The Australian Department of Defence plans to take all of its data out of Global Switch facilities when its contract expires in 2020, as it fears that classified data may be at risk following last year’s £2.4bn ($3.03bn) investment in the company by a Chinese consortium, reports the Australian Broadcasting Corporation.
The move will cost the department AU$200m ($151m), and will see all of its data center operations returned into government hands, despite ongoing consolidation schemes that affect all of Australia’s federal agencies.
The Fear
Finalized in December last year, the injection of cash by a consortium called Elegant Jubilee bought a 49 percent stake in the company.
The consortium was put together by Daily Tech shareholder Li Qiang, and the main investor, the Sha Steel Group, is one of China’s most prominent data center companies.
Sir Malcolm Rifkind, a British politician who was a member of both John Major and Margaret Thatcher’s cabinets during their respective tenures, raised security concerns before the deal was signed, and later the EU Commission drafted plans to legislate against “politically motivated” takeovers of strategic firms.
A Foreign Investment Review Board investigation was launched, and Global Switch was forced to agree that Australian operations would be run by Aldersgate Investments, its parent company (which is owned by the Reuben brothers, the third richest individuals in the UK according to the Sunday Times rich list, having been valued at £14bn [$17.73bn] this year), but this did not suffice to calm the federal agency’s suspicions.
Global Switch maintains that its shareholders do not have access to its data centers and that the company itself does not provide any IT services which could see hardware and software compromised, nor does it have access to any customer data.
Consolidate, but not at all costs
Global Switch started providing services to the DoD in 2010, after Australian federal agencies undertook a data center consolidation plan in view of saving AU$1bn over 15 years. To this end, they struck deals with multiple privately owned data centers, granted the companies were able to prove that they had the credentials to store national security classified systems. Global Switch was one of five operators to be signed off for a ten year contract.
In 2014, the Australian Defence Department also signed an AU$800m ($604m) deal with Lockheed Martin to help consolidate its data centers down from 280 to 14, including 11 on Australian soil.
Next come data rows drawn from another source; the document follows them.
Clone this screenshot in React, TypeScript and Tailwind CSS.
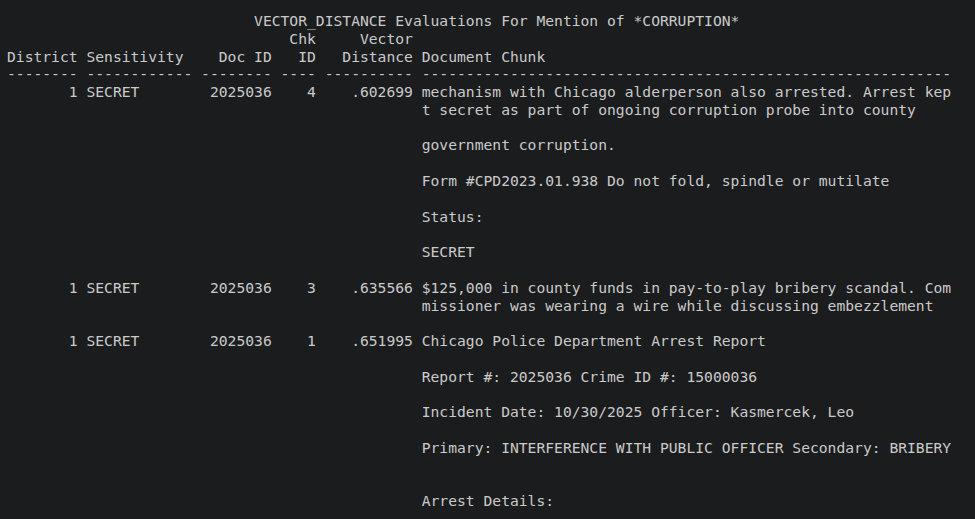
const lines: string[] = [
  "                            VECTOR_DISTANCE Evaluations For Mention of *CORRUPTION*",
  "                                Chk     Vector",
  "District Sensitivity    Doc ID   ID   Distance Document Chunk",
  "-------- ------------ -------- ---- ---------- ------------------------------------------------------------",
  "       1 SECRET        2025036    4    .602699 mechanism with Chicago alderperson also arrested. Arrest kep",
  "                                               t secret as part of ongoing corruption probe into county",
  "",
  "                                               government corruption.",
  "",
  "                                               Form #CPD2023.01.938 Do not fold, spindle or mutilate",
  "",
  "                                               Status:",
  "",
  "                                               SECRET",
  "",
  "       1 SECRET        2025036    3    .635566 $125,000 in county funds in pay-to-play bribery scandal. Com",
  "                                               missioner was wearing a wire while discussing embezzlement",
  "",
  "       1 SECRET        2025036    1    .651995 Chicago Police Department Arrest Report",
  "",
  "                                               Report #: 2025036 Crime ID #: 15000036",
  "",
  "                                               Incident Date: 10/30/2025 Officer: Kasmercek, Leo",
  "",
  "                                               Primary: INTERFERENCE WITH PUBLIC OFFICER Secondary: BRIBERY",
  "",
  "",
  "                                               Arrest Details:",
];

export default function App() {
  return (
    <div className="w-[975px] h-[519px] overflow-hidden bg-[#1b1c1e]">
      <pre className="m-0 pl-[7px] pt-[12px] whitespace-pre text-[14.67px] leading-[17.78px] text-[#cacaca] font-['DejaVu_Sans_Mono',monospace]">
        {lines.join("\n")}
      </pre>
    </div>
  );
}
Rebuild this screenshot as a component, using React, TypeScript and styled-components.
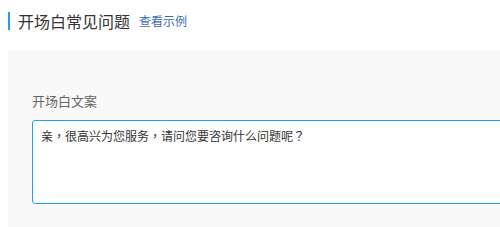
import styled, { createGlobalStyle } from 'styled-components';

const GlobalStyle = createGlobalStyle`
  html, body {
    margin: 0;
    padding: 0;
    background: #fff;
    font-family: "Noto Sans CJK SC", "Noto Sans", sans-serif;
    overflow: hidden;
  }
`;

const Page = styled.div`
  padding: 12px 0 0 8px;
  width: 600px;
`;

const Header = styled.div`
  display: flex;
  align-items: center;
  height: 18px;
  border-left: 2px solid #1e9ff2;
  padding-left: 8px;
`;

const Title = styled.h2`
  margin: 0;
  font-size: 16px;
  font-weight: 400;
  color: #333;
  line-height: 18px;
`;

const Link = styled.a`
  margin-left: 9px;
  font-size: 12px;
  color: #3d6db4;
  text-decoration: none;
  line-height: 18px;
  cursor: pointer;
`;

const Panel = styled.div`
  margin-top: 20px;
  background: #f9f9f9;
  padding: 42px 24px 30px;
`;

const Label = styled.div`
  font-size: 13px;
  color: #666;
  line-height: 18px;
  margin-bottom: 10px;
`;

const TextArea = styled.textarea`
  display: block;
  box-sizing: border-box;
  width: 560px;
  height: 84px;
  padding: 6px 8px;
  border: 1px solid #1e9ff2;
  border-radius: 3px;
  background: #fff;
  font-family: "Noto Sans CJK TC", "Noto Sans CJK SC", sans-serif;
  font-size: 12px;
  line-height: 18px;
  color: #333;
  resize: none;
  outline: none;
`;

const App = () => {
  return (
    <Page>
      <GlobalStyle />
      <Header>
        <Title>开场白常见问题</Title>
        <Link>查看示例</Link>
      </Header>
      <Panel>
        <Label>开场白文案</Label>
        <TextArea defaultValue="亲，很高兴为您服务，请问您要咨询什么问题呢？" />
      </Panel>
    </Page>
  );
};

export default App;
Last year, the contract was renewed, this time requiring that the contractor supply the military with desktop computer systems.
Chinese government-backed telco Huawei, on the other hand, was turned down, as it was considered a security risk. Incidentally, Huawei and Global Switch entered a partnership in April this year to develop modular data centers, and the latter also agreed to collaborate with China Telecom and Daily Tech, allowing the two access to its data centers in view of future expansion.
And in February, the British data center company closed a $530m revolving credit facility, renewing previous terms with the addition of a new investor, the Bank of China.